Problem.
For the listing underneath, give the count of lines containing the string "components" and nothing further.

Given material.
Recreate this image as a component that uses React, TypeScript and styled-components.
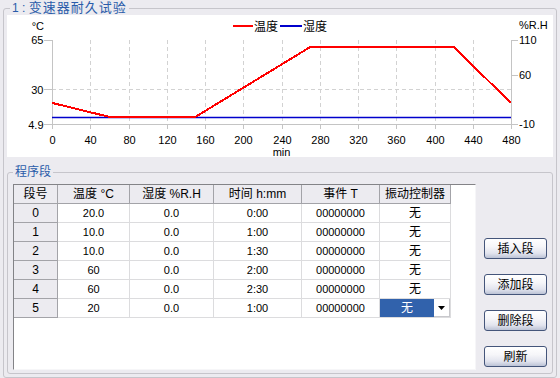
import React from 'react';
import styled, { createGlobalStyle } from 'styled-components';

const FONT = '"Liberation Sans", "Noto Sans CJK SC", sans-serif';

const Global = createGlobalStyle`
  html, body { margin: 0; padding: 0; }
  body {
    width: 560px; height: 378px; overflow: hidden;
    background: #ECEBF0;
    font-family: ${FONT};
  }
`;

const Window = styled.div`
  width: 560px;
  height: 378px;
  box-sizing: border-box;
  padding: 0 3px;
  background: #ECEBF0;
`;

const Group = styled.fieldset<{ $h: number; $pl: number; $pr: number; $pb: number; $mt?: number }>`
  box-sizing: border-box;
  margin: ${(p) => p.$mt ?? 0}px 0 0 0;
  height: ${(p) => p.$h}px;
  min-width: 0;
  border: 1px solid #C6C5CB;
  border-radius: 3px;
  padding: 0 ${(p) => p.$pr}px ${(p) => p.$pb}px ${(p) => p.$pl}px;
`;

const Legend = styled.legend<{ $ml?: number; $size: number; $ls?: number }>`
  margin-left: ${(p) => p.$ml ?? 0}px;
  padding: 0 2px;
  height: 16px;
  line-height: 16px;
  font-size: ${(p) => p.$size}px;
  letter-spacing: ${(p) => p.$ls ?? 0}px;
  color: #2A5CAA;
  font-family: ${FONT};
  white-space: nowrap;
`;

const Num = styled.span`
  font-size: 12px;
  letter-spacing: 0;
`;

const ChartPanel = styled.div`
  margin-top: -1px;
  height: 142px;
  background: #FFFFFF;
`;

const ChartSvg = styled.svg`
  display: block;
`;

const Label = styled.text<{ $cjk?: boolean }>`
  font-family: ${FONT};
  font-size: ${(p) => (p.$cjk ? 12 : 11)}px;
  fill: #000000;
`;

const Body = styled.div`
  display: flex;
  gap: 8px;
  margin-top: 4px;
  height: 186px;
`;

const GridBox = styled.div`
  box-sizing: border-box;
  width: 463px;
  height: 186px;
  background: #FFFFFF;
  border-style: solid;
  border-width: 1px;
  border-color: #838387 #F6F6F8 #F6F6F8 #838387;
`;

const Grid = styled.div`
  display: grid;
  grid-template-columns: 44px 72px 84px 88px 78px 71px;
  grid-auto-rows: 19px;
  width: 437px;
`;

const Cell = styled.div<{ $head?: boolean; $cjk?: boolean }>`
  box-sizing: border-box;
  display: flex;
  align-items: center;
  justify-content: center;
  background: ${(p) => (p.$head ? '#ECEBF0' : '#FFFFFF')};
  border-right: 1px solid ${(p) => (p.$head ? '#A3A3A8' : '#DCDCDE')};
  border-bottom: 1px solid ${(p) => (p.$head ? '#A3A3A8' : '#DCDCDE')};
  font-size: ${(p) => (p.$head || p.$cjk ? 12 : 11)}px;
  line-height: 1;
  color: #000000;
  white-space: nowrap;
`;

const ComboCell = styled.div`
  box-sizing: border-box;
  display: flex;
  border-right: 1px solid #DCDCDE;
  border-bottom: 1px solid #DCDCDE;
`;

const ComboValue = styled.div`
  flex: 1;
  display: flex;
  align-items: center;
  justify-content: center;
  background: #3162AC;
  color: #FFFFFF;
  font-size: 12px;
  line-height: 1;
`;

const ComboButton = styled.div`
  width: 16px;
  display: flex;
  align-items: center;
  justify-content: center;
  background: #FFFFFF;
  border-right: 1px solid #C8C8CC;
  border-bottom: 1px solid #C8C8CC;
  box-sizing: border-box;
`;

const ButtonCol = styled.div`
  display: flex;
  flex-direction: column;
  justify-content: flex-end;
  gap: 15px;
  padding-bottom: 3px;
`;

const Button = styled.button`
  box-sizing: border-box;
  width: 63px;
  height: 21px;
  padding: 0;
  border: 1px solid #44557A;
  border-radius: 3px;
  background: linear-gradient(#FFFFFF 0%, #F6F6F9 40%, #E2E4EE 75%, #BCC3D6 100%);
  font-family: ${FONT};
  font-size: 12px;
  line-height: 1;
  color: #000000;
`;

const X0 = 52;
const X1 = 511;
const YT = 40;
const YB = 124;
const xOf = (m: number) => X0 + (m / 480) * (X1 - X0);
const gx = (m: number) => Math.round(xOf(m)) + 0.5;
const yTemp = (t: number) => YB - ((t - 4.9) / (65 - 4.9)) * (YB - YT);
const yHum = (h: number) => YB - ((h + 10) / 120) * (YB - YT);

const rows = [
  { temp: '20.0', t: 20, hum: '0.0', time: '0:00', dur: 0 },
  { temp: '10.0', t: 10, hum: '0.0', time: '1:00', dur: 60 },
  { temp: '10.0', t: 10, hum: '0.0', time: '1:30', dur: 90 },
  { temp: '60', t: 60, hum: '0.0', time: '2:00', dur: 120 },
  { temp: '60', t: 60, hum: '0.0', time: '2:30', dur: 150 },
  { temp: '20', t: 20, hum: '0.0', time: '1:00', dur: 60 },
];

const GRID = '#D2D2D2';
const AXIS = '#C4C4C4';

function Chart() {
  let acc = 0;
  const pts = rows
    .map((r) => {
      acc += r.dur;
      return `${xOf(acc).toFixed(1)},${yTemp(r.t).toFixed(1)}`;
    })
    .join(' ');
  const ticksX = Array.from({ length: 13 }, (_, i) => i * 40);
  const humY = Math.round(yHum(0)) + 0.5;
  return (
    <ChartSvg width={546} height={142} viewBox="7 15 546 142">
      {ticksX.slice(1, 12).map((m) => (
        <line key={'g' + m} x1={gx(m)} x2={gx(m)} y1={YT} y2={YB} stroke={GRID} strokeDasharray="4 3" />
      ))}
      <line x1={X0} x2={X1} y1={89.5} y2={89.5} stroke={GRID} strokeDasharray="4 3" />
      <line x1={X0 + 0.5} x2={X0 + 0.5} y1={YT} y2={YB + 1} stroke={AXIS} />
      <line x1={X1 + 0.5} x2={X1 + 0.5} y1={YT} y2={YB + 1} stroke={AXIS} />
      <line x1={X0} x2={X1 + 1} y1={YB + 0.5} y2={YB + 0.5} stroke={AXIS} />
      {[40, 89, 124].map((y) => (
        <line key={'lt' + y} x1={44} x2={X0} y1={y + 0.5} y2={y + 0.5} stroke={AXIS} />
      ))}
      {[40, 75, 124].map((y) => (
        <line key={'rt' + y} x1={X1} x2={518} y1={y + 0.5} y2={y + 0.5} stroke={AXIS} />
      ))}
      {ticksX.map((m) => (
        <line key={'bt' + m} x1={gx(m)} x2={gx(m)} y1={YB} y2={YB + 5} stroke={AXIS} />
      ))}
      <line x1={X0} x2={X1} y1={humY} y2={humY} stroke="#0000CC" strokeWidth={1.6} />
      <polyline points={pts} fill="none" stroke="#FF0000" strokeWidth={2} shapeRendering="crispEdges" />

      <Label x={44} y={30} textAnchor="end">°C</Label>
      <Label x={43.5} y={44} textAnchor="end">65</Label>
      <Label x={43.5} y={93.5} textAnchor="end">30</Label>
      <Label x={43.5} y={128.5} textAnchor="end">4.9</Label>
      <Label x={519} y={29}>%R.H</Label>
      <Label x={519} y={44}>110</Label>
      <Label x={519} y={79}>60</Label>
      <Label x={519} y={128}>-10</Label>
      {ticksX.map((m) => (
        <Label key={'xl' + m} x={gx(m)} y={143.5} textAnchor="middle">
          {m}
        </Label>
      ))}
      <Label x={281.5} y={155.5} textAnchor="middle">min</Label>

      <line x1={233} x2={253} y1={26} y2={26} stroke="#FF0000" strokeWidth={2} />
      <Label $cjk x={254} y={30.5}>温度</Label>
      <line x1={280} x2={302} y1={26} y2={26} stroke="#0000CC" strokeWidth={2} />
      <Label $cjk x={303} y={30.5}>湿度</Label>
    </ChartSvg>
  );
}

const headers = ['段号', '温度 °C', '湿度 %R.H', '时间 h:mm', '事件 T', '振动控制器'];

export default function App() {
  return (
    <>
      <Global />
      <Window>
        <Group $h={378} $pl={3} $pr={3} $pb={3}>
          <Legend $ml={3} $size={13} $ls={1}>
            <Num>1 : </Num>变速器耐久试验
          </Legend>
          <ChartPanel>
            <Chart />
          </ChartPanel>
          <Group $h={210} $pl={5} $pr={5} $pb={3} $mt={7}>
            <Legend $size={12}>程序段</Legend>
            <Body>
              <GridBox>
                <Grid>
                  {headers.map((h) => (
                    <Cell key={h} $head>
                      {h}
                    </Cell>
                  ))}
                  {rows.map((r, i) => (
                    <React.Fragment key={i}>
                      <Cell $head>{i}</Cell>
                      <Cell>{r.temp}</Cell>
                      <Cell>{r.hum}</Cell>
                      <Cell>{r.time}</Cell>
                      <Cell>00000000</Cell>
                      {i === rows.length - 1 ? (
                        <ComboCell>
                          <ComboValue>无</ComboValue>
                          <ComboButton>
                            <svg width={7} height={4} viewBox="0 0 7 4">
                              <polygon points="0,0 7,0 3.5,4" fill="#000" />
                            </svg>
                          </ComboButton>
                        </ComboCell>
                      ) : (
                        <Cell $cjk>无</Cell>
                      )}
                    </React.Fragment>
                  ))}
                </Grid>
              </GridBox>
              <ButtonCol>
                <Button>插入段</Button>
                <Button>添加段</Button>
                <Button>删除段</Button>
                <Button>刷新</Button>
              </ButtonCol>
            </Body>
          </Group>
        </Group>
      </Window>
    </>
  );
}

Written reply.
2